C’est que, une fois cette étape franchie, nous aurons pu, je l’espère, dégager ensemble des fonctions ainsi que des caractéristiques, avec lesquelles nous pourrons éprouver la notion de justice climatique. En comparant l’idée « justice climatique », avec la chose climatique, comment elle s’opère dans la réalité. Armé de cette balance nous verrons peut-être avec plus de sérénité de quel côté, entre moralité et efficacité, devrait pencher cette Justice climatique. Ou si, au contraire, elle ne devrait pas aspirer à un équilibre entre ces deux pôles ?
En cela, je resterai fidèle à la méthode de la Maâna algérienne traditionnelle, qui, comme toutes les traditions apporte un intérêt tout particulier à la symbolique, comme de comparer sans cesse l’incomparable pour démontrer que l’Unicité est le principe primordial de toute logique. Je pense également respecter le principe d’une approche autrement universelle, appliquée dans toute les cultures humaines, où la symbolique a depuis tout temps été la mémoire d’une matrice première, mère de toutes les variantes de la Nature humaine.

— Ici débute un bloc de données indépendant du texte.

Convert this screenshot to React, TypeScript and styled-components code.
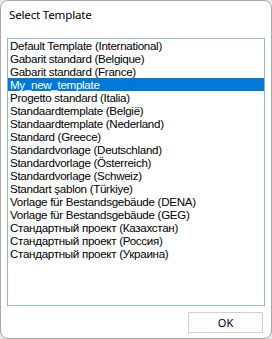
import React, { useState } from 'react'
import styled, { createGlobalStyle } from 'styled-components'

const GlobalStyle = createGlobalStyle`
  html, body {
    margin: 0;
    padding: 0;
    background: #e8e8e8;
  }
  body {
    font-family: "Liberation Sans", Arial, sans-serif;
  }
`

const Window = styled.div`
  box-sizing: border-box;
  width: 272px;
  height: 339px;
  background: #ffffff;
  border: 1px solid #a9a9a9;
  border-radius: 8px;
  display: flex;
  flex-direction: column;
  overflow: hidden;
`

const TitleBar = styled.div`
  height: 27px;
  padding-left: 8px;
  display: flex;
  align-items: center;
  font-family: "Noto Sans", sans-serif;
  font-size: 11.6px;
  letter-spacing: -0.2px;
  color: #000;
`

const Body = styled.div`
  display: flex;
  flex-direction: column;
  padding: 10px 6px 0 6px;
  gap: 6px;
`

const ListBox = styled.ul`
  box-sizing: border-box;
  margin: 0;
  padding: 0;
  list-style: none;
  height: 268px;
  border: 1px solid #8fbccd;
  background: #ffffff;
  overflow: hidden;
`

const Item = styled.li<{ selected: boolean }>`
  height: 13px;
  line-height: 13px;
  padding-left: 2px;
  font-size: 11.6px;
  letter-spacing: -0.3px;
  white-space: nowrap;
  color: ${({ selected }) => (selected ? '#ffffff' : '#000000')};
  background: ${({ selected }) => (selected ? '#0078d7' : 'transparent')};
  cursor: default;
`

const Footer = styled.div`
  display: flex;
  justify-content: flex-end;
  padding-right: 2px;
`

const Button = styled.button`
  box-sizing: border-box;
  width: 75px;
  height: 21px;
  background: #fdfdfd;
  border: 1px solid #d0d0d0;
  font-family: "Noto Sans", sans-serif;
  font-size: 11px;
  line-height: 1;
  color: #000;
  padding: 0;
`

const templates = [
  'Default Template (International)',
  'Gabarit standard (Belgique)',
  'Gabarit standard (France)',
  'My_new_template',
  'Progetto standard (Italia)',
  'Standaardtemplate (België)',
  'Standaardtemplate (Nederland)',
  'Standard (Greece)',
  'Standardvorlage (Deutschland)',
  'Standardvorlage (Österreich)',
  'Standardvorlage (Schweiz)',
  'Standart şablon (Türkiye)',
  'Vorlage für Bestandsgebäude (DENA)',
  'Vorlage für Bestandsgebäude (GEG)',
  'Стандартный проект (Казахстан)',
  'Стандартный проект (Россия)',
  'Стандартный проект (Украина)',
]

export default function App() {
  const [selected, setSelected] = useState(3)

  return (
    <>
      <GlobalStyle />
      <Window>
        <TitleBar>Select Template</TitleBar>
        <Body>
          <ListBox>
            {templates.map((name, i) => (
              <Item key={name} selected={i === selected} onClick={() => setSelected(i)}>
                {name}
              </Item>
            ))}
          </ListBox>
          <Footer>
            <Button>OK</Button>
          </Footer>
        </Body>
      </Window>
    </>
  )
}
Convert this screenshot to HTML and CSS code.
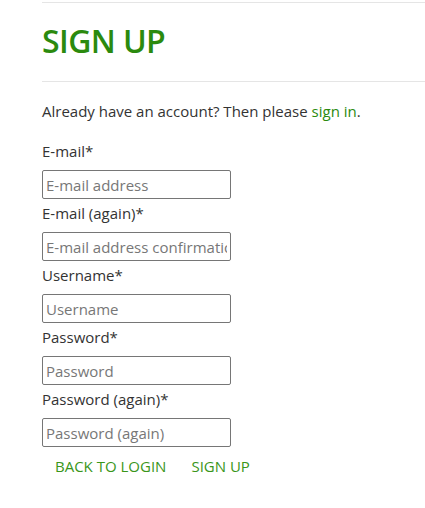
FILE: index.html
```html
<!DOCTYPE html>
<html>
<head>
<meta charset="utf-8">
<link rel="stylesheet" href="styles.css">
</head>
<body>
<div class="page">
  <hr class="rule top">
  <h1 class="title">SIGN UP</h1>
  <hr class="rule">
  <p class="intro">Already have an account? Then please <a href="#" class="link">sign in</a>.</p>
  <form class="form">
    <label class="label">E-mail*</label>
    <input class="field" type="text" placeholder="E-mail address">
    <label class="label">E-mail (again)*</label>
    <input class="field" type="text" placeholder="E-mail address confirmation">
    <label class="label">Username*</label>
    <input class="field" type="text" placeholder="Username">
    <label class="label">Password*</label>
    <input class="field" type="password" placeholder="Password">
    <label class="label">Password (again)*</label>
    <input class="field" type="password" placeholder="Password (again)">
    <div class="actions">
      <a href="#" class="btn">BACK TO LOGIN</a>
      <a href="#" class="btn">SIGN UP</a>
    </div>
  </form>
</div>
</body>
</html>
```
FILE: styles.css
```css
html, body {
  margin: 0;
  padding: 0;
  background: #fff;
}
body {
  font-family: "Open Sans", "Noto Sans", sans-serif;
  color: #333;
  font-size: 15px;
}
.page {
  padding-left: 42px;
  padding-top: 2px;
}
.rule {
  border: 0;
  border-top: 1px solid #e5e5e5;
  margin: 0;
}
.title {
  margin: 0;
  padding: 18px 0 20px;
  font-size: 32px;
  line-height: 40px;
  font-weight: 600;
  color: #2b8a0e;
  letter-spacing: -0.6px;
}
.intro {
  margin: 19px 0 0;
  line-height: 20px;
}
.link {
  color: #2b8a0e;
  text-decoration: none;
}
.form {
  display: flex;
  flex-direction: column;
  align-items: flex-start;
  margin-top: 20px;
}
.label {
  line-height: 20px;
  margin-bottom: 9px;
}
.field {
  box-sizing: border-box;
  width: 189px;
  height: 29px;
  border: 1px solid #767676;
  border-radius: 2px;
  padding: 0 3px;
  font-family: inherit;
  font-size: 15px;
  color: #333;
  margin: 0 0 4px;
}
.field::placeholder {
  color: #777;
}
.actions {
  display: flex;
  gap: 25px;
  padding-left: 13px;
  margin-top: 5px;
}
.btn {
  color: #3a961a;
  text-decoration: none;
  font-size: 15px;
  line-height: 20px;
}
```
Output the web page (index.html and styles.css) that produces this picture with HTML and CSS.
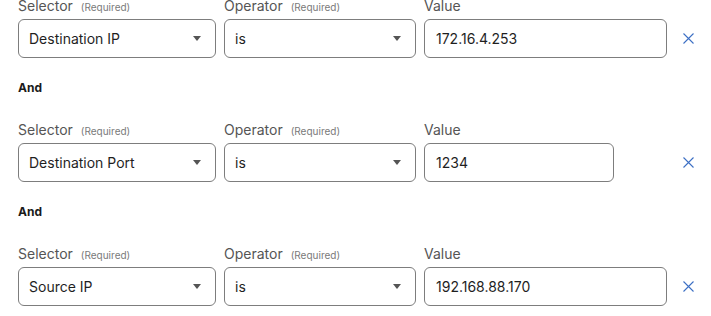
FILE: index.html
```html
<!DOCTYPE html>
<html>
<head>
<meta charset="utf-8">
<link rel="stylesheet" href="styles.css">
</head>
<body>
<div class="conditions">
  <div class="condition">
    <div class="field field-selector">
      <div class="label">Selector <span class="req">(Required)</span></div>
      <div class="box select"><span class="val">Destination IP</span><span class="caret"></span></div>
    </div>
    <div class="field field-operator">
      <div class="label">Operator <span class="req">(Required)</span></div>
      <div class="box select"><span class="val">is</span><span class="caret"></span></div>
    </div>
    <div class="field field-value">
      <div class="label">Value</div>
      <div class="box input full"><span class="val">172.16.4.253</span></div>
    </div>
    <button class="remove" aria-label="Remove"><svg width="11" height="11" viewBox="0 0 11 11"><path d="M0.5 0.5L10.5 10.5M10.5 0.5L0.5 10.5" stroke="#3c6fc4" stroke-width="1.1" fill="none"/></svg></button>
  </div>
  <div class="and">And</div>
  <div class="condition">
    <div class="field field-selector">
      <div class="label">Selector <span class="req">(Required)</span></div>
      <div class="box select"><span class="val">Destination Port</span><span class="caret"></span></div>
    </div>
    <div class="field field-operator">
      <div class="label">Operator <span class="req">(Required)</span></div>
      <div class="box select"><span class="val">is</span><span class="caret"></span></div>
    </div>
    <div class="field field-value">
      <div class="label">Value</div>
      <div class="box input short"><span class="val">1234</span></div>
    </div>
    <button class="remove" aria-label="Remove"><svg width="11" height="11" viewBox="0 0 11 11"><path d="M0.5 0.5L10.5 10.5M10.5 0.5L0.5 10.5" stroke="#3c6fc4" stroke-width="1.1" fill="none"/></svg></button>
  </div>
  <div class="and">And</div>
  <div class="condition">
    <div class="field field-selector">
      <div class="label">Selector <span class="req">(Required)</span></div>
      <div class="box select"><span class="val">Source IP</span><span class="caret"></span></div>
    </div>
    <div class="field field-operator">
      <div class="label">Operator <span class="req">(Required)</span></div>
      <div class="box select"><span class="val">is</span><span class="caret"></span></div>
    </div>
    <div class="field field-value">
      <div class="label">Value</div>
      <div class="box input full"><span class="val">192.168.88.170</span></div>
    </div>
    <button class="remove" aria-label="Remove"><svg width="11" height="11" viewBox="0 0 11 11"><path d="M0.5 0.5L10.5 10.5M10.5 0.5L0.5 10.5" stroke="#3c6fc4" stroke-width="1.1" fill="none"/></svg></button>
  </div>
</div>
</body>
</html>
```
FILE: styles.css
```css
html, body {
  margin: 0;
  padding: 0;
  background: #ffffff;
}
body {
  font-family: Inter, "Noto Sans", sans-serif;
  color: #1f1f1f;
}
.conditions {
  padding: 0 0 0 18px;
}
.condition {
  display: flex;
  align-items: flex-end;
  gap: 8px;
}
.field {
  display: flex;
  flex-direction: column;
}
.field-selector { width: 198px; }
.field-operator { width: 192px; }
.field-value { width: 243px; }
.label {
  display: flex;
  align-items: baseline;
  height: 12px;
  font-size: 14px;
  line-height: 12px;
  color: #555555;
  margin-bottom: 7px;
  white-space: nowrap;
}
.req {
  font-size: 10px;
  line-height: 12px;
  color: #7a7a7a;
  margin-left: 8px;
}
.box {
  box-sizing: border-box;
  height: 39px;
  border: 1px solid #7d7d7d;
  border-radius: 6px;
  display: flex;
  align-items: center;
  padding: 0 10px 0 10px;
  font-size: 14px;
  color: #1f1f1f;
}
.box.input { padding-left: 11px; }
.box.full { width: 243px; }
.box.short { width: 190px; }
.val { flex: 1; }
.caret {
  width: 0;
  height: 0;
  border-left: 4px solid transparent;
  border-right: 4px solid transparent;
  border-top: 5px solid #555555;
  margin-right: 4px;
}
.remove {
  background: none;
  border: 0;
  padding: 0;
  margin: 0 0 0 8px;
  height: 39px;
  display: flex;
  align-items: center;
}
.and {
  font-size: 12px;
  font-weight: 700;
  line-height: 16px;
  color: #1a1a1a;
  margin: 22px 0 28px 0;
}
```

Car nous avons bien ici, à mon humble avis, toutes les principales fonctions d’une Justice moderne symbolisée dans ce système métaphorique. Je tiens d’emblée à vous avertir que je vais surtout tâcher ici de faire appel plus à ma propre déduction, qu’à une érudition dans un domaine où pour ma part je ne pourrais parler que de modestes connaissances. Aussi, j’aimerais qu’on me pardonne d’avance de n’aborder la notion de Justice que de manière substantielle et métaphorique.
Il faut en tout premier lieu remarquer à quel point la Tradition Egyptienne pharaonique aura influencé la symbolique que nous lui associons encore, de nos jours, et cela à bien des endroits de la Planète. Hasard ou volonté, je ne suis pas là pour donner mon avis sur la chose. Mais le fait est que cette identité de symboles, parmi nos Républiques, est flagrante. Il y a-t-il un Grand Architecte, tapis dans l’ombre, derrière cette réalité ?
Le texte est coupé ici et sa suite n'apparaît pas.